A link to the story in The Irish Times can be found below:
The woman complained about the situation, but she was not informed about the progress of this by her employer. Eventually, the woman felt that she had little choice but to resign from her employment. This could be viewed as the last straw – her employer’s conduct having led to a complete breakdown in their relationship. It might be said that the implied duty of trust and confidence on the part of the employer had been completely shattered.
In the UK, we would, of course, recognise this situation as one of constructive (unfair) dismissal in terms of the Employment Rights Act 1996 and the Equality Act 2010 (she was being subjected to discrimination/unlawful less favourable treatment on the grounds of her sex).
When the woman’s formal complaint was submitted, her employer did move her male colleague to a different location within the supermarket (the storeroom), but he went absent on sick leave shortly afterwards.
The whole experience was extremely distressing for the woman who has now been awarded €20,000 in compensation.
Again, readers in the UK will make the obvious comparison with our Vento scale (or bands) for compensation for victims of discrimination. The sum awarded to this woman would fall into the middle band in the UK (£8,800 to £26,300).
A link to an article about the current UK Vento scale or bands can be found below:
Anyone with a background in discrimination law who reads the article from The Irish Times about this story will immediately recognise the terminology used. The women alleged that her co-worker’s behaviour “was a violation of dignity in that it created an intimidating, hostile, degrading, humiliating and offensive environment for her.”
Such a statement reflects the language of the European Commission’s Code of Practice on Measures to combat sexual harassment. This Code was first formulated as far back as 1991 and has now been largely implemented into the legal systems of EU member states. The Republic of Ireland is, of course for the time being, one of our fellow EU member states and Irish anti-discrimination practitioners will be readily familiar with the terminology. For many years, Employment Tribunals and UK courts routinely used the Commission’s Code of Practice when dealing with cases which involve allegations of sexual harassment.
Current UK law on harassment in the workplace is contained primarily in the Equality Act 2010. More seriously, acts of harassment can also be a criminal offence.
A link to a guidance published by the UK Equality and Human Rights Commission concerning sexual harassment in the workplace can be found below:
The Conciliator appointed by Ireland’s Workplace Relations Commission, an independent statutory body created by Oireachtas – both Houses of the Irish Parliament, concluded that the woman’s employer had “failed to put appropriate measures in place to stop this harassment and sexual harassment from occurring or to reverse its effects”.
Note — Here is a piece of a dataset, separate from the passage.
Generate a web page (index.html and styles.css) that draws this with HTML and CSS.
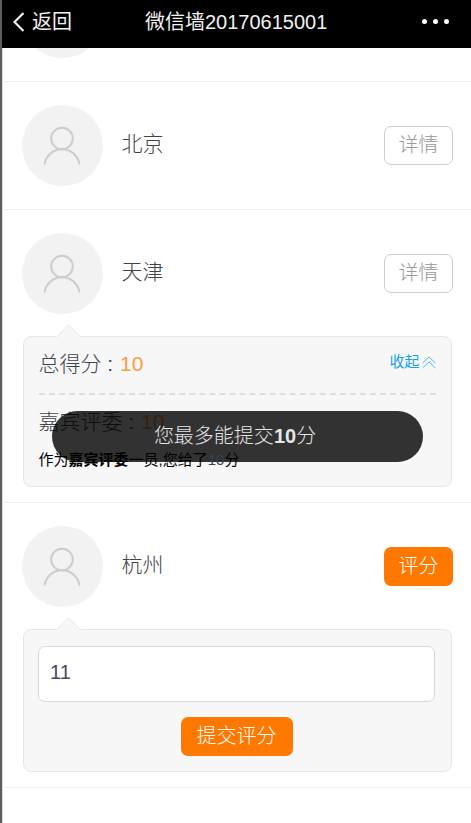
FILE: index.html
```html
<!DOCTYPE html>
<html lang="zh-CN">
<head>
<meta charset="utf-8">
<title>微信墙20170615001</title>
<link rel="stylesheet" href="styles.css">
</head>
<body>
<svg class="defs" aria-hidden="true">
  <symbol id="user" viewBox="0 0 38 40"><circle cx="19" cy="12.500" r="10.800"/><path d="M1.500 38.500C3 29.500 10 23.300 19 23.300s16 6.200 17.500 15.200"/></symbol>
</svg>
<div class="screen">
  <header class="topbar">
    <div class="back"><svg class="chevron" viewBox="0 0 12 20"><path d="M10.500 1 1.500 10l9 9"/></svg><span>返回</span></div>
    <h1 class="title">微信墙20170615001</h1>
    <div class="more"><i></i><i></i><i></i></div>
  </header>
  <main class="list">
    <section class="row row-cut"><div class="avatar"></div></section>
    <section class="row">
      <div class="person"><div class="avatar"><svg><use href="#user"/></svg></div><span class="name">北京</span><button class="btn btn-plain">详情</button></div>
    </section>
    <section class="row row-score">
      <div class="person"><div class="avatar"><svg><use href="#user"/></svg></div><span class="name">天津</span><button class="btn btn-plain">详情</button></div>
      <div class="bubble bubble-score">
        <div class="total"><span>总得分 : <b class="score">10</b></span><a class="fold">收起<svg viewBox="0 0 14 13"><path d="M.5 7 7 1l6.500 6M.5 12 7 6l6.500 6"/></svg></a></div>
        <p class="judge">嘉宾评委 : <b class="score">10</b></p>
        <p class="note">作为<strong>嘉宾评委</strong>一员,您给了<span class="given">10</span>分</p>
        <div class="toast">您最多能提交<b>10</b>分</div>
      </div>
    </section>
    <section class="row row-form">
      <div class="person"><div class="avatar"><svg><use href="#user"/></svg></div><span class="name">杭州</span><button class="btn btn-fill">评分</button></div>
      <div class="bubble bubble-form">
        <input class="field" value="11">
        <button class="btn btn-fill">提交评分</button>
      </div>
    </section>
  </main>
</div>
</body>
</html>
```
FILE: styles.css
```css
* { box-sizing: border-box; }
body { margin: 0; background: #fff; font-family: "Liberation Sans", "Noto Sans CJK SC", sans-serif; color: #40434a; font-weight: 300; }
p, h1 { margin: 0; }
.defs { position: absolute; width: 0; height: 0; }
.screen { height: 823px; overflow: hidden; border-left: 2px solid #5e5e5e; box-shadow: inset 1px 0 #ddd; }
.topbar { height: 48px; background: #000; color: #f2f2f2; display: flex; align-items: center; padding: 0 22px 5px 11px; }
.back { display: flex; align-items: center; gap: 7px; width: 132px; font-size: 20px; line-height: 30px; font-weight: 400; }
.chevron { width: 12px; height: 20px; fill: none; stroke: #eee; stroke-width: 2.2; }
.title { flex: 1; font-size: 20px; line-height: 30px; font-weight: 400; }
.more { display: flex; gap: 6px; }
.more i { width: 5px; height: 5px; border-radius: 50%; background: #fff; }
.row { padding: 23px 18px 0 19.5px; border-bottom: 1px solid #eee; box-sizing: content-box; height: 104px; }
.row-cut { height: 33px; padding-top: 0; overflow: hidden; }
.row-cut .avatar { margin-top: -71px; }
.row-score { height: 269px; }
.row-form { height: 261px; }
.person { height: 81px; display: flex; align-items: center; }
.avatar { width: 81px; height: 81px; border-radius: 50%; background: #f2f2f2; display: flex; justify-content: center; padding-top: 21px; flex: none; }
.avatar svg { width: 38px; height: 40px; fill: none; stroke: #ccc; stroke-width: 2; }
.name { margin: -3px auto 0 19px; font-size: 21px; line-height: 30px; }
.btn { height: 39px; margin: 0; padding: 0 0 1px; font: inherit; font-size: 20px; line-height: 36px; border-radius: 7px; border: 0; }
.person .btn { width: 69px; }
.btn-plain { border: 1px solid #ccc; background: #fff; color: #999; }
.btn-fill { background: #ff7800; color: #fff; }
.bubble { position: relative; width: 429px; margin: 22px 0 0 1px; padding: 0 16px; background: #f7f7f7; border: 1px solid #e6e6e6; border-radius: 8px; }
.bubble::before { content: ""; position: absolute; left: 35px; top: -9px; width: 18px; height: 18px; background: #f7f7f7; border: solid #ececec; border-width: 1px 0 0 1px; transform: rotate(45deg); clip-path: polygon(0 0, 100% 0, 0 100%); }
.bubble-score { height: 151px; }
.total { width: 397px; margin-left: -1px; height: 58px; border-bottom: 2px dashed #ddd; display: flex; justify-content: space-between; font-size: 21px; line-height: 54px; }
.score { margin-left: 1px; color: #ff9d3c; font-weight: 400; }
.fold { color: #12a4ef; font-size: 15px; line-height: 50px; font-weight: 400; display: flex; align-items: center; gap: 2px; height: 50px; }
.fold svg { width: 14px; height: 13px; fill: none; stroke: #55bdf5; stroke-width: 1; }
.judge { margin: 11px 0 0 -1px; font-size: 21px; line-height: 32px; }
.note { position: relative; z-index: 2; margin: 10px 0 0 -1px; font-size: 15px; line-height: 24px; font-weight: 400; color: #000; }
.note strong { font-weight: 700; }
.given { color: #345; }
.toast { position: absolute; z-index: 1; left: 28px; top: 74px; width: 371px; height: 51px; border-radius: 26px; background: rgba(0,0,0,.8); color: #e5e5e5; font-size: 20px; line-height: 50px; text-align: center; padding-right: 4px; }
.toast b { font-weight: 700; }
.bubble-form { height: 143px; display: flex; flex-direction: column; align-items: center; padding-top: 16px; }
.field { width: 397px; height: 56px; flex: none; margin: 0 0 15px -1px; padding: 0 11px 3px; border: 1px solid #d8d8d8; border-radius: 7px; background: #fff; font: inherit; font-size: 20px; color: #444b60; }
.bubble-form .btn { width: 112px; margin-left: -1px; }
```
The Conciliator also noted that “the supermarket failed to conclude its investigation and make a decision is the most egregious flaw in the process.” The employer tried to justify this failure by saying that, as a matter of natural justice, it could not conclude the investigation because the male colleague had since left Ireland to return to his country of origin. The Conciliator stayed that the employer made this decision “at the expense of the complainant and closure for her of this appalling experience”.
Employers, please take note: failing to follow basic grievance procedures contained in the employment contract can have serious and expensive consequences. Such a failure on your part can contribute to the breakdown of the relationship with the employee and may very well open the door to claims for constructive dismissal against you.